Yesterday, Pexton published an “open letter” to the paper’s new owner, Jeff Bezos, instructing the Amazon CEO to immediately fire Rubin: “She’s just plain bad. She doesn’t travel within a hundred miles of Post standards. She parrots and peddles every silly right-wing theory to come down the pike in transparent attempts to get Web hits.”

Harsh and almost entirely accurate. It would have made a sharp and useful ombudsman column in the Post. But when it was his job to express his thoughts about the paper, Pexton never suggested that Rubin be fired.

He wanted to, though. On Friday he told Elspeth Reeve at The Atlantic Wire that he “had intended to write a full column on [Rubin], but wanted to do more reporting and I just didn’t get around to it before I left.”

He didn’t ignore Rubin’s work entirely. While employed at the Post, Pexton politely castigated Rubin for retweeting a link to an essay characterizing Palestinians as “death-worshiping, innocent-butchering, child-sacrificing savages.” (“That a Post employee would retweet it is a huge disappointment to me.”)

But Pexton never came close to a blanket indictment. After addressing Rubin’s suggestion that al Qaeda was to blame for a mass shooting in Norway, Pexton defended the rest of her work at the Post: “If you are a conservative, or someone who reads Rubin regularly, you’ll know that this is what she does and who she is.”

To be fair: everyone at the Postaccommodates Rubin’s near-daily lies, even as they demolish them. WonkBlog editor Ezra Klein will link to “my colleague Jennifer Rubin” before lightly questioning her grip on reality. Greg Sargent, Rubin’s liberal counterpart, vacillates between retweeting her columns and declaring her a Republican stooge. In January, assistant editor Rajiv Chandrasekaran reprimanded a Republican Senator for treating Rubin’s columns as factual.

The blame or credit for Rubin’s survival goes, in part, to Rubin herself. She’s a paranoid bully who freely publishes ad hominem attacks against imagined anti-Semites (President Obama, Chuck Hagel, Maureen Dowd) with a vigor that has a way of exhausting, and sometimes frightening, her opposition. For example: When Pexton addressed her al Qaeda speculation, Rubin asserted the existence of an “orchestrated campaign to get The Washington Post to fire a pro-Israel blogger.”

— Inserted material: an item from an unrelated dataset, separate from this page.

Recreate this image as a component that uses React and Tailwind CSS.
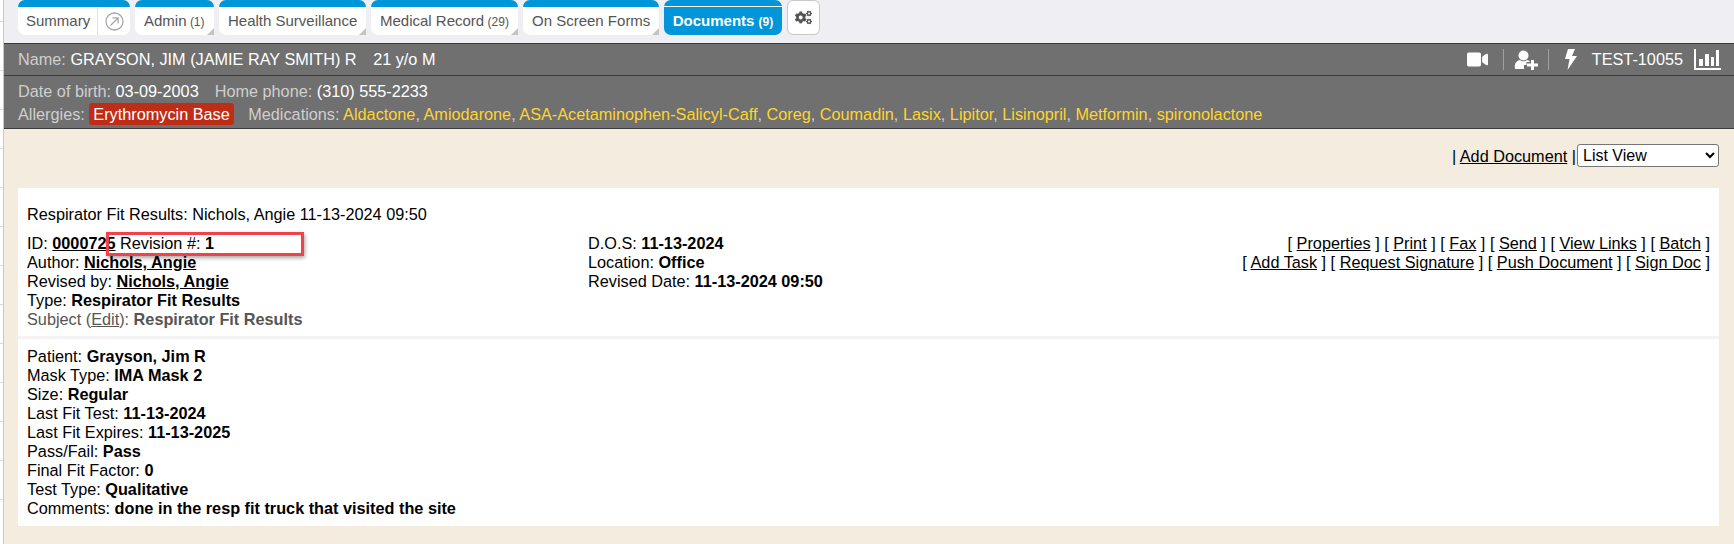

But Rubin ultimately survives because, despite Pexton’s invocation of “ Post standards,” she fits right in. The paper’s opinion section is the most cynical and conflicted such department in America. Where the Wall Street Journal puts out honestly lopsided propaganda for its pet causes, the Post makes a pet cause of propaganda itself—dividing writers into “right-leaning” and “left-leaning” sections online to encourage maximum partisan hackery; setting up disgraced political speechwriters like Marc Thiessen as official columnists; even publishing Newt Gingrich’s EMP conspiracy theories. Active officeholders get free space for their talking points.

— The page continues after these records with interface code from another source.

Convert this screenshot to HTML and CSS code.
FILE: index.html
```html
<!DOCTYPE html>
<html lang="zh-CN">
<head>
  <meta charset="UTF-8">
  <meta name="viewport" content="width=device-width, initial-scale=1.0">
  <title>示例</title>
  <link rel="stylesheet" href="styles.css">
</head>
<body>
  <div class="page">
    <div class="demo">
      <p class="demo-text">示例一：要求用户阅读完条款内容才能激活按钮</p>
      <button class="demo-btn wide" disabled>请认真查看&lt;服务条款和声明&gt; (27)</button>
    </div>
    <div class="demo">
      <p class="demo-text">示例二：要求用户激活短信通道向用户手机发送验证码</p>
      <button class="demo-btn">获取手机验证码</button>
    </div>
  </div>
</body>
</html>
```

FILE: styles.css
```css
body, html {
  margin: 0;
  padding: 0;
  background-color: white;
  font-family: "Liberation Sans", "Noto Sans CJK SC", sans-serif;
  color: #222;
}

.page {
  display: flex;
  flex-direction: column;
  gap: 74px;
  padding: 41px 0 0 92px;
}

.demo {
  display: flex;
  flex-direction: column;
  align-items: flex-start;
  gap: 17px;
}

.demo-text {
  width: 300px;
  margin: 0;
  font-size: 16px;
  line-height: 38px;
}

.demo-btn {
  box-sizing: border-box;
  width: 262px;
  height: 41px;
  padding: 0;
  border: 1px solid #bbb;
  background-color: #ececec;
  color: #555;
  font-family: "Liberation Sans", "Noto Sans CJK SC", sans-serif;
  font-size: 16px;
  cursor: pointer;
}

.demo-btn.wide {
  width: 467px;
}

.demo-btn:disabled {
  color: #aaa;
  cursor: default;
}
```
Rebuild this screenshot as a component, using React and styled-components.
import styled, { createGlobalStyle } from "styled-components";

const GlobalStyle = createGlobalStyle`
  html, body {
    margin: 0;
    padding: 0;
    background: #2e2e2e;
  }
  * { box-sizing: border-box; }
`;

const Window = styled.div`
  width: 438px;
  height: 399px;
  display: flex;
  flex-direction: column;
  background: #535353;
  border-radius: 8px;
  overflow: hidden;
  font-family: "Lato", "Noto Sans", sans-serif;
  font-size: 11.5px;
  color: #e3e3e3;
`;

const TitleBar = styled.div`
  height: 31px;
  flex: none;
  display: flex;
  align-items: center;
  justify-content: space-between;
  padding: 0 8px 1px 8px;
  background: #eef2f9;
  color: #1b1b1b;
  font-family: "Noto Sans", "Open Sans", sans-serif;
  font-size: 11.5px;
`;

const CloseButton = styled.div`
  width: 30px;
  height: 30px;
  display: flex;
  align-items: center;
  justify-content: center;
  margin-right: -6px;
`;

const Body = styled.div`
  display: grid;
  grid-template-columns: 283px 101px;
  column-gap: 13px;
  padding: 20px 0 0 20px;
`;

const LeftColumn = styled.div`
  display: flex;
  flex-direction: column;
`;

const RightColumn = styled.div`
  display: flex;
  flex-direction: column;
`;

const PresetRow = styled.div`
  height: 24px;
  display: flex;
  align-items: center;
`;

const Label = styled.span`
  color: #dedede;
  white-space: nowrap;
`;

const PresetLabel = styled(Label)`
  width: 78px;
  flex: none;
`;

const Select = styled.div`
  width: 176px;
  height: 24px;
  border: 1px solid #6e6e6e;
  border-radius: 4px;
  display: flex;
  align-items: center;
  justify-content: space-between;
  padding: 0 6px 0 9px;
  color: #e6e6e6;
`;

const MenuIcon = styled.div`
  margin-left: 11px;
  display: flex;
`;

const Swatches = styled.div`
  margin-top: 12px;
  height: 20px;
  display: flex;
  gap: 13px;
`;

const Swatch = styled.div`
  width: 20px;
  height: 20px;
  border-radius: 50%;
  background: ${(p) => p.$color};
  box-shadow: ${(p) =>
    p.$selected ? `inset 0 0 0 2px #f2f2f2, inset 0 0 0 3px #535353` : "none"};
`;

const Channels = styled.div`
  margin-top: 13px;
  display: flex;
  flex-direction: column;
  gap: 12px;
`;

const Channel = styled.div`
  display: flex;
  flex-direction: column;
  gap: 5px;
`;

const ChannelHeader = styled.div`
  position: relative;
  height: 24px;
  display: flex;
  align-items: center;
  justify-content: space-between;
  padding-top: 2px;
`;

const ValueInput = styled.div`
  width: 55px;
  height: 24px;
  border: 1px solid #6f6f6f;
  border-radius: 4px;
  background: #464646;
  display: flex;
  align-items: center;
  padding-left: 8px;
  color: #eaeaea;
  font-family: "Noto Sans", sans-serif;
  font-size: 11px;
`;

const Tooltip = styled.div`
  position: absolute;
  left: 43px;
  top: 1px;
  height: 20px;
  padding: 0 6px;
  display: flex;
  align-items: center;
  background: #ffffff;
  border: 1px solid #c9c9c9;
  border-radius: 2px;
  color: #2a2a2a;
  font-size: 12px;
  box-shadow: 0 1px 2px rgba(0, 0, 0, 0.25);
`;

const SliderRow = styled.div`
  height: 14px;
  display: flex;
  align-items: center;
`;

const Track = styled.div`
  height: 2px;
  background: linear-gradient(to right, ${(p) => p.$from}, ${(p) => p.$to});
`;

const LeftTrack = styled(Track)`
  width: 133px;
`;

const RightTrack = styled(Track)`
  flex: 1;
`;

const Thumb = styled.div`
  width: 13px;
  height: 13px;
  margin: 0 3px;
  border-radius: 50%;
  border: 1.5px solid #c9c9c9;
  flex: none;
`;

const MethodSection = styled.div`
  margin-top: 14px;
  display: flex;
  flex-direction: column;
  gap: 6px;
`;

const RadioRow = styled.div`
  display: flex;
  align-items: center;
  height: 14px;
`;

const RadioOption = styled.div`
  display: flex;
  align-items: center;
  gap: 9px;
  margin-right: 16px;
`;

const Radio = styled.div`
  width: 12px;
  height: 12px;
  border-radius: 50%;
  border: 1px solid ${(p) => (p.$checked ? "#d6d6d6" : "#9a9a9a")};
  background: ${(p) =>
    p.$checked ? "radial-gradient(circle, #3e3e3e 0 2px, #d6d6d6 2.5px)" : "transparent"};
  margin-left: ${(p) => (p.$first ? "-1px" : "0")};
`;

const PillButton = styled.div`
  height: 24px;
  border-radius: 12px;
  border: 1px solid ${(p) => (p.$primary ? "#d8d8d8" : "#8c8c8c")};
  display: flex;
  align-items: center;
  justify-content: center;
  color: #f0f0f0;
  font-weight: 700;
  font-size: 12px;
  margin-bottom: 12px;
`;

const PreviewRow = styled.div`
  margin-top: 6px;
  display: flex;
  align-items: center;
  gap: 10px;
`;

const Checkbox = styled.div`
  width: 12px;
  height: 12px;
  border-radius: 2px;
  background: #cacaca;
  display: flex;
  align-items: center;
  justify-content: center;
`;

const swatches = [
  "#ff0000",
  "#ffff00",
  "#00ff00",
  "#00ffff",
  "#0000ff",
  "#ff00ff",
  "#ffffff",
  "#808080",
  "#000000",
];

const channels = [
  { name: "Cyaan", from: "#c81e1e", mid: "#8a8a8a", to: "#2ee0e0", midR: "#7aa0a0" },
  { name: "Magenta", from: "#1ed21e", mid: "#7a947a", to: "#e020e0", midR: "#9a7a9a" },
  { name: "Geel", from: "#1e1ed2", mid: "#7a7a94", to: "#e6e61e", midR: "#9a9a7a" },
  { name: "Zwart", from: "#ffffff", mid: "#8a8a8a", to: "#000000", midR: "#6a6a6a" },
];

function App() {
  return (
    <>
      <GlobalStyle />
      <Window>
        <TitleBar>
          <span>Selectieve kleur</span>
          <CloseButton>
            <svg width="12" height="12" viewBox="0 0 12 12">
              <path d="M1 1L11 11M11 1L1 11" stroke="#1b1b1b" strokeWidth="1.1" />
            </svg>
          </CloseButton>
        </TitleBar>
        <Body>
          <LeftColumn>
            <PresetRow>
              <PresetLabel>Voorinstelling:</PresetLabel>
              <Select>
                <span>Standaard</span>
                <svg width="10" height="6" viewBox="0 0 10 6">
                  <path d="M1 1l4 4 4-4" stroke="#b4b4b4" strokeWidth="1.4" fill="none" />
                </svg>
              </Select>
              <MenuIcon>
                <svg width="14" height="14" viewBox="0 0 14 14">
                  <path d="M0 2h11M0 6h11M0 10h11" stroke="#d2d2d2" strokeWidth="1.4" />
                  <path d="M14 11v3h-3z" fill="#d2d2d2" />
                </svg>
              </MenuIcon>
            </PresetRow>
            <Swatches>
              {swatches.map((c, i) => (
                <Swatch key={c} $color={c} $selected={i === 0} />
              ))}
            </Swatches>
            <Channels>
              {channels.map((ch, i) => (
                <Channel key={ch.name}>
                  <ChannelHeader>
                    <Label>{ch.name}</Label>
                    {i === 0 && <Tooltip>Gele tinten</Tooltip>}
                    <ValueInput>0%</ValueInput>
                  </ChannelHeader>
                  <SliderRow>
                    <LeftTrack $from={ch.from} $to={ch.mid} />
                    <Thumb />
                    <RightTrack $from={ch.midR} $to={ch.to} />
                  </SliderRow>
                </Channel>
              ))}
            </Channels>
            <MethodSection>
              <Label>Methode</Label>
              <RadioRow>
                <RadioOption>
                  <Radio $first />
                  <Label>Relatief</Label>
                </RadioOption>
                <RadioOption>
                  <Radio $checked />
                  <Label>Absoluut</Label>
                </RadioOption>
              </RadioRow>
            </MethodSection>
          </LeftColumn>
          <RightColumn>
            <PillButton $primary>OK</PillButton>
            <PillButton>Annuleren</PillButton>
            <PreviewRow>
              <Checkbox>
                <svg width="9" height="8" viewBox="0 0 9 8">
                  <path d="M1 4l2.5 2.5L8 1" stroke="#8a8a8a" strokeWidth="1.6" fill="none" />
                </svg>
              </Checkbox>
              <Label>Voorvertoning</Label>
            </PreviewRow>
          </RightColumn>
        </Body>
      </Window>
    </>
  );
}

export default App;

Nothing is expected to actually mean anything, which is why Richard Cohen can rewrite the same racist column intermittently over the decades. Do people get mad at him? That just shows there are two sides to everything. (Except entitlement reform.)

It’s all irredeemable, thanks to the work of Fred Hiatt, the paper’s 58 year-old editorial page editor and Rubin’s principal (perhaps only) ally at the paper. Whenever Rubin is criticized, Hiatt shows up to defend her, mostly because he hired her in the first place, as “an opinion blogger who would appeal to conservatives and people who want to follow conservative politics.”

Yet Pexton describes Hiatt as someone “I like, admire, and respect.” If you respect Fred Hiatt, though, you respect Jennifer Rubin. She is exactly what he wants in his section; her standards are his standards. He thinks Rubin is “an indefatigable reporter”! So Rubin remains safe—from former ombudsmen, from her critics, from reality itself. If Bezos wants to take Pexton’s suggestion and get rid of her, he needs to do his firing higher up the masthead.